**EXERCISE DIRECTIONS:** Retype the listing that follows, exactly as written.

— START OF INFORMATION SHOWN —

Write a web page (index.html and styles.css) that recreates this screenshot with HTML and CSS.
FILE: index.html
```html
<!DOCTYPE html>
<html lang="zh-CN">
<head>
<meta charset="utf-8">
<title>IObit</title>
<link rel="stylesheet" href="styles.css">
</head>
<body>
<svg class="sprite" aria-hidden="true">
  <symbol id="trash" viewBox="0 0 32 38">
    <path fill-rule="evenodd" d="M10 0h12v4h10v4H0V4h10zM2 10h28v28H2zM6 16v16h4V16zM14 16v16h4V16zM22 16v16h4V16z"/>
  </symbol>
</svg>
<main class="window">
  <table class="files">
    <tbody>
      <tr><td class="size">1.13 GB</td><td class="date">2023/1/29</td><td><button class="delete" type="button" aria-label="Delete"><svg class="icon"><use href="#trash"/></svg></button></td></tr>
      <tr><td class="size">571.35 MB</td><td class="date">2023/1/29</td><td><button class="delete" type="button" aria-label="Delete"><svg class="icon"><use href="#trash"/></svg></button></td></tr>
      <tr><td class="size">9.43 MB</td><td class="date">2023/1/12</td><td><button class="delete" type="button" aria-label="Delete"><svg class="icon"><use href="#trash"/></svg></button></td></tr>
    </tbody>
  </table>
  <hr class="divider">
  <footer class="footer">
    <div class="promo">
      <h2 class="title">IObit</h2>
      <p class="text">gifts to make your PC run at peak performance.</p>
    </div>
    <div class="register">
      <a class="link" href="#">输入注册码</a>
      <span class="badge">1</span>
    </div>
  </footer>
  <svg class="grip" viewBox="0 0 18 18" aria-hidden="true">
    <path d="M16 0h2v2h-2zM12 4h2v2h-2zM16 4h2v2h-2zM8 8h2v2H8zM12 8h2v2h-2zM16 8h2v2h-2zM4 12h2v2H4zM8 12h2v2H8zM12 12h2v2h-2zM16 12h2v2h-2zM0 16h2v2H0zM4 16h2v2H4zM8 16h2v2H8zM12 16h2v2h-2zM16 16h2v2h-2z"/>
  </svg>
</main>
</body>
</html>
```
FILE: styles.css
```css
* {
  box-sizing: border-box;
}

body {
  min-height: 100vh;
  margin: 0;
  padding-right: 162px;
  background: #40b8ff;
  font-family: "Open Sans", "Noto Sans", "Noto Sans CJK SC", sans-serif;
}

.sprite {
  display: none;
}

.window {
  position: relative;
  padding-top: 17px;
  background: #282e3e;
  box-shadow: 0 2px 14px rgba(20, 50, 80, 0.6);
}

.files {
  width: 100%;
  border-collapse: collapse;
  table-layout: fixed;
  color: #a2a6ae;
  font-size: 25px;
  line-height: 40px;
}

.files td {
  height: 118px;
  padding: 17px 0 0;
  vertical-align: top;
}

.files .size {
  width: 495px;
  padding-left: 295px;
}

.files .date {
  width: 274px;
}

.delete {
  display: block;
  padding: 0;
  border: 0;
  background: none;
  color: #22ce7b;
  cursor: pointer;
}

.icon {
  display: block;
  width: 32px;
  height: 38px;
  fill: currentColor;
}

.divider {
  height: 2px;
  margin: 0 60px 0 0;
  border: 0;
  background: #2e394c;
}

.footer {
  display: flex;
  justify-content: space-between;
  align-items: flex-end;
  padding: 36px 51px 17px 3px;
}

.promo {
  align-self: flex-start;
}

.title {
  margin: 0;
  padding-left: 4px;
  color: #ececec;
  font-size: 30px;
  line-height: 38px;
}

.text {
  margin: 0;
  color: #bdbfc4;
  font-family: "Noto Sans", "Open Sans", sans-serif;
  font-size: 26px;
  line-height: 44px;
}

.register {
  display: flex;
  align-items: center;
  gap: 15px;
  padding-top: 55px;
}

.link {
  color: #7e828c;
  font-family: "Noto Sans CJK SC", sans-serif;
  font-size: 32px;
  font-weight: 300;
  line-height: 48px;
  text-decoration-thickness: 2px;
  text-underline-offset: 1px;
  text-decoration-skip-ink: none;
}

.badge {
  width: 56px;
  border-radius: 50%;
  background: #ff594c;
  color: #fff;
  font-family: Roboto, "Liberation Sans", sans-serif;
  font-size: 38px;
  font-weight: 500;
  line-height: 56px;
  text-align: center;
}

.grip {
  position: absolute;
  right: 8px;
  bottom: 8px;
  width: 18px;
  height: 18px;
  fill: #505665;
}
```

— END OF INFORMATION SHOWN —

**ANSWER TO THE EXERCISE:**
Write a web page (index.html and styles.css) that recreates this screenshot with HTML and CSS.
FILE: index.html
```html
<!DOCTYPE html>
<html lang="zh-CN">
<head>
<meta charset="utf-8">
<title>IObit</title>
<link rel="stylesheet" href="styles.css">
</head>
<body>
<svg class="sprite" aria-hidden="true">
  <symbol id="trash" viewBox="0 0 32 38">
    <path fill-rule="evenodd" d="M10 0h12v4h10v4H0V4h10zM2 10h28v28H2zM6 16v16h4V16zM14 16v16h4V16zM22 16v16h4V16z"/>
  </symbol>
</svg>
<main class="window">
  <table class="files">
    <tbody>
      <tr><td class="size">1.13 GB</td><td class="date">2023/1/29</td><td><button class="delete" type="button" aria-label="Delete"><svg class="icon"><use href="#trash"/></svg></button></td></tr>
      <tr><td class="size">571.35 MB</td><td class="date">2023/1/29</td><td><button class="delete" type="button" aria-label="Delete"><svg class="icon"><use href="#trash"/></svg></button></td></tr>
      <tr><td class="size">9.43 MB</td><td class="date">2023/1/12</td><td><button class="delete" type="button" aria-label="Delete"><svg class="icon"><use href="#trash"/></svg></button></td></tr>
    </tbody>
  </table>
  <hr class="divider">
  <footer class="footer">
    <div class="promo">
      <h2 class="title">IObit</h2>
      <p class="text">gifts to make your PC run at peak performance.</p>
    </div>
    <div class="register">
      <a class="link" href="#">输入注册码</a>
      <span class="badge">1</span>
    </div>
  </footer>
  <svg class="grip" viewBox="0 0 18 18" aria-hidden="true">
    <path d="M16 0h2v2h-2zM12 4h2v2h-2zM16 4h2v2h-2zM8 8h2v2H8zM12 8h2v2h-2zM16 8h2v2h-2zM4 12h2v2H4zM8 12h2v2H8zM12 12h2v2h-2zM16 12h2v2h-2zM0 16h2v2H0zM4 16h2v2H4zM8 16h2v2H8zM12 16h2v2h-2zM16 16h2v2h-2z"/>
  </svg>
</main>
</body>
</html>
```
FILE: styles.css
```css
* {
  box-sizing: border-box;
}

body {
  min-height: 100vh;
  margin: 0;
  padding-right: 162px;
  background: #40b8ff;
  font-family: "Open Sans", "Noto Sans", "Noto Sans CJK SC", sans-serif;
}

.sprite {
  display: none;
}

.window {
  position: relative;
  padding-top: 17px;
  background: #282e3e;
  box-shadow: 0 2px 14px rgba(20, 50, 80, 0.6);
}

.files {
  width: 100%;
  border-collapse: collapse;
  table-layout: fixed;
  color: #a2a6ae;
  font-size: 25px;
  line-height: 40px;
}

.files td {
  height: 118px;
  padding: 17px 0 0;
  vertical-align: top;
}

.files .size {
  width: 495px;
  padding-left: 295px;
}

.files .date {
  width: 274px;
}

.delete {
  display: block;
  padding: 0;
  border: 0;
  background: none;
  color: #22ce7b;
  cursor: pointer;
}

.icon {
  display: block;
  width: 32px;
  height: 38px;
  fill: currentColor;
}

.divider {
  height: 2px;
  margin: 0 60px 0 0;
  border: 0;
  background: #2e394c;
}

.footer {
  display: flex;
  justify-content: space-between;
  align-items: flex-end;
  padding: 36px 51px 17px 3px;
}

.promo {
  align-self: flex-start;
}

.title {
  margin: 0;
  padding-left: 4px;
  color: #ececec;
  font-size: 30px;
  line-height: 38px;
}

.text {
  margin: 0;
  color: #bdbfc4;
  font-family: "Noto Sans", "Open Sans", sans-serif;
  font-size: 26px;
  line-height: 44px;
}

.register {
  display: flex;
  align-items: center;
  gap: 15px;
  padding-top: 55px;
}

.link {
  color: #7e828c;
  font-family: "Noto Sans CJK SC", sans-serif;
  font-size: 32px;
  font-weight: 300;
  line-height: 48px;
  text-decoration-thickness: 2px;
  text-underline-offset: 1px;
  text-decoration-skip-ink: none;
}

.badge {
  width: 56px;
  border-radius: 50%;
  background: #ff594c;
  color: #fff;
  font-family: Roboto, "Liberation Sans", sans-serif;
  font-size: 38px;
  font-weight: 500;
  line-height: 56px;
  text-align: center;
}

.grip {
  position: absolute;
  right: 8px;
  bottom: 8px;
  width: 18px;
  height: 18px;
  fill: #505665;
}
```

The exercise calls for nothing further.